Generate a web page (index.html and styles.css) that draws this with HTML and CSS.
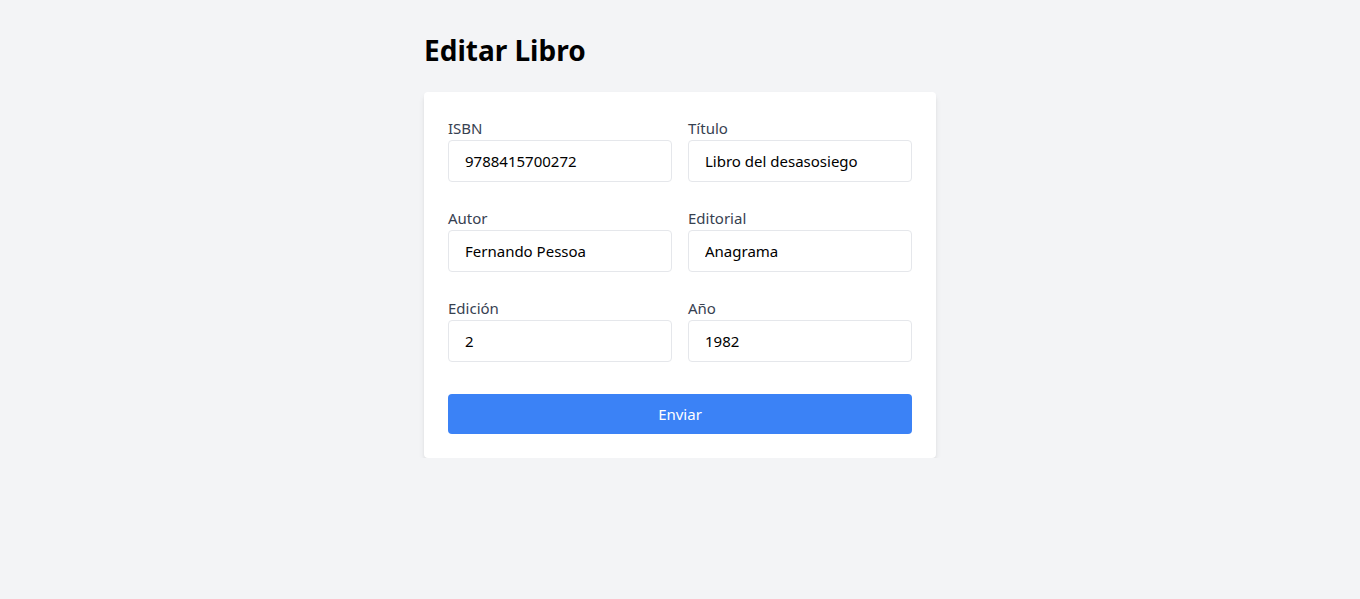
FILE: index.html
```html
<!DOCTYPE html>
<html lang="es">
<head>
<meta charset="utf-8">
<title>Editar Libro</title>
<link rel="stylesheet" href="styles.css">
</head>
<body>
<main class="container">
  <h1 class="title">Editar Libro</h1>
  <form class="card">
    <div class="grid">
      <div class="field">
        <label class="label" for="isbn">ISBN</label>
        <input class="input" id="isbn" type="text" value="9788415700272">
      </div>
      <div class="field">
        <label class="label" for="titulo">Título</label>
        <input class="input" id="titulo" type="text" value="Libro del desasosiego">
      </div>
      <div class="field">
        <label class="label" for="autor">Autor</label>
        <input class="input" id="autor" type="text" value="Fernando Pessoa">
      </div>
      <div class="field">
        <label class="label" for="editorial">Editorial</label>
        <input class="input" id="editorial" type="text" value="Anagrama">
      </div>
      <div class="field">
        <label class="label" for="edicion">Edición</label>
        <input class="input" id="edicion" type="text" value="2">
      </div>
      <div class="field">
        <label class="label" for="anio">Año</label>
        <input class="input" id="anio" type="text" value="1982">
      </div>
    </div>
    <button class="button" type="submit">Enviar</button>
  </form>
</main>
</body>
</html>
```
FILE: styles.css
```css
* { box-sizing: border-box; }
html, body { margin: 0; padding: 0; }
body {
  background: #f3f4f6;
  font-family: "Noto Sans", "Open Sans", sans-serif;
  color: #000;
}
.container {
  width: 512px;
  margin: 0 auto;
  padding-top: 32px;
}
.title {
  margin: 0 0 24px;
  font-size: 28px;
  line-height: 36px;
  font-weight: 700;
}
.card {
  background: #fff;
  border-radius: 4px;
  padding: 24px;
  box-shadow: 0 4px 6px -1px rgba(0,0,0,0.1), 0 2px 4px -2px rgba(0,0,0,0.1);
}
.grid {
  display: grid;
  grid-template-columns: minmax(0, 1fr) minmax(0, 1fr);
  column-gap: 16px;
  row-gap: 24px;
  margin-bottom: 32px;
}
.field { display: flex; flex-direction: column; min-width: 0; }
.label {
  font-size: 15px;
  line-height: 24px;
  color: #374151;
}
.input {
  width: 100%;
  min-width: 0;
  height: 42px;
  border: 1px solid #e5e7eb;
  border-radius: 4px;
  padding: 8px 16px;
  font-family: inherit;
  font-size: 15px;
  line-height: 24px;
  color: #000;
  background: #fff;
  outline: none;
}
.button {
  display: block;
  width: 100%;
  height: 40px;
  border: 0;
  border-radius: 4px;
  background: #3b82f6;
  color: #fff;
  font-family: inherit;
  font-size: 15px;
  line-height: 24px;
  cursor: pointer;
}
```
• • • • •
Using the listing above, show each line holding the string "styles".

Generate a web page (index.html and styles.css) that draws this with HTML and CSS.
<link rel="stylesheet" href="styles.css">
FILE: styles.css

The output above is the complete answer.